Image credit: Twitter @DrAlanGreene

Tort law’s most famous case has made an appearance during a strike by academics in response to detrimental changes to their pensions.

The celebrated precedent involving a woman who became ill after drinking ginger beer from a bottle with a snail at the bottom of it has now become a poster-sensation in a battle between universities and the University and College Union (UCU). This is thanks to Alan Greene, an assistant professor at Durham Law School, who tweeted:

The strike, which started on 22nd February, is about proposed changes to lecturers’ pension scheme which could see them £10,000 per year worse off in retirement. On Wednesday, progress appeared to have been made when the University of Oxford changed its stance on pensions following a similar move by Imperial College London.

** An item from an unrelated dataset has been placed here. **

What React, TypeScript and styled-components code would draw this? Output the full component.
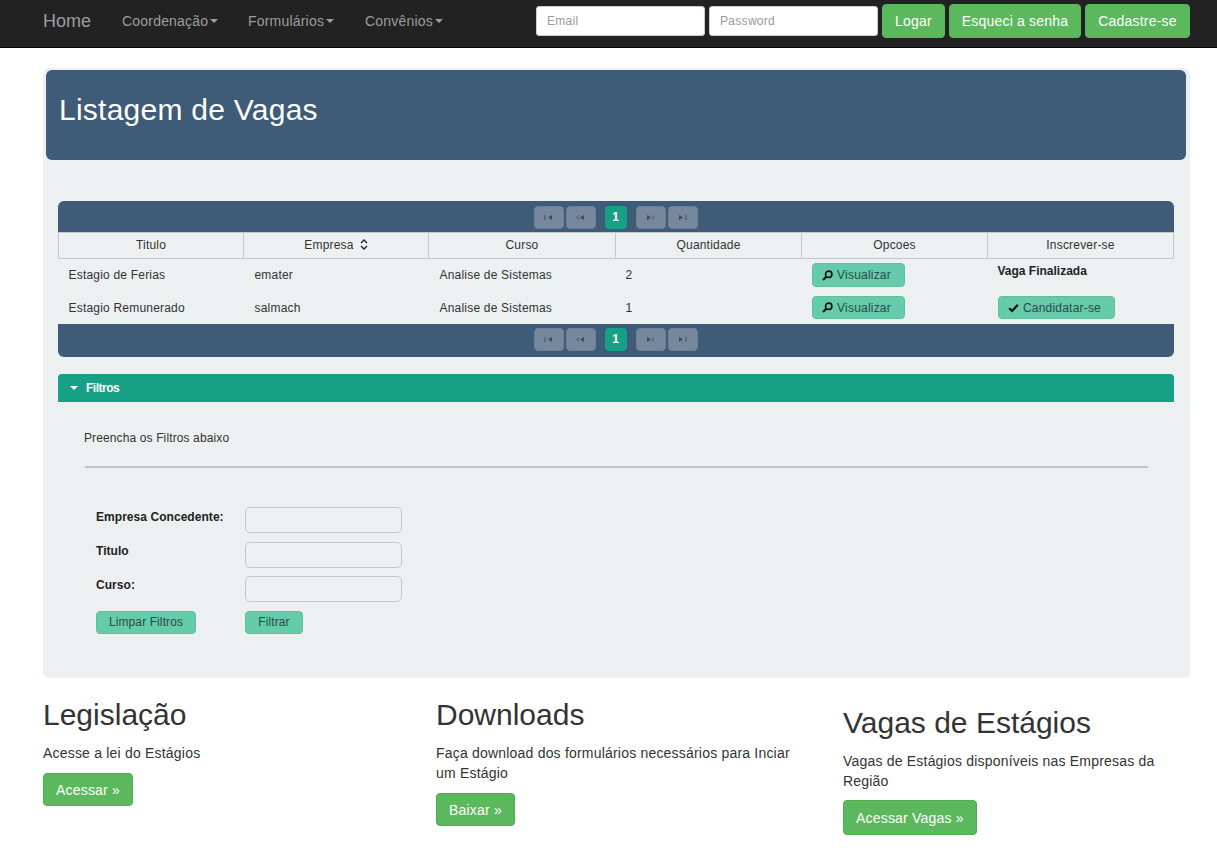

In the meantime, north of the border Edinburgh Law School has been accused of “breaking the strike” when it informed staff that it should make available recordings of previous lectures on its website for students to access. The move by the law school was disclosed in an email and was published on the UCU’s website. It says that academic staff should:

“[S]ee whether it is possible to arrange alternative teaching for any of the missed classes, and where this is the case put arrangements in place to deliver this teaching; and… ensure that, as quickly as possible, for missed lectures you liaise with the UGO about identifying the specific lecture missed in order to have its recorded counterpart from last session uploaded to the LEARN page…”

Mary Senior, UCU’s Scotland official, stated that the move was akin to breaking the strike in an “underhand way”.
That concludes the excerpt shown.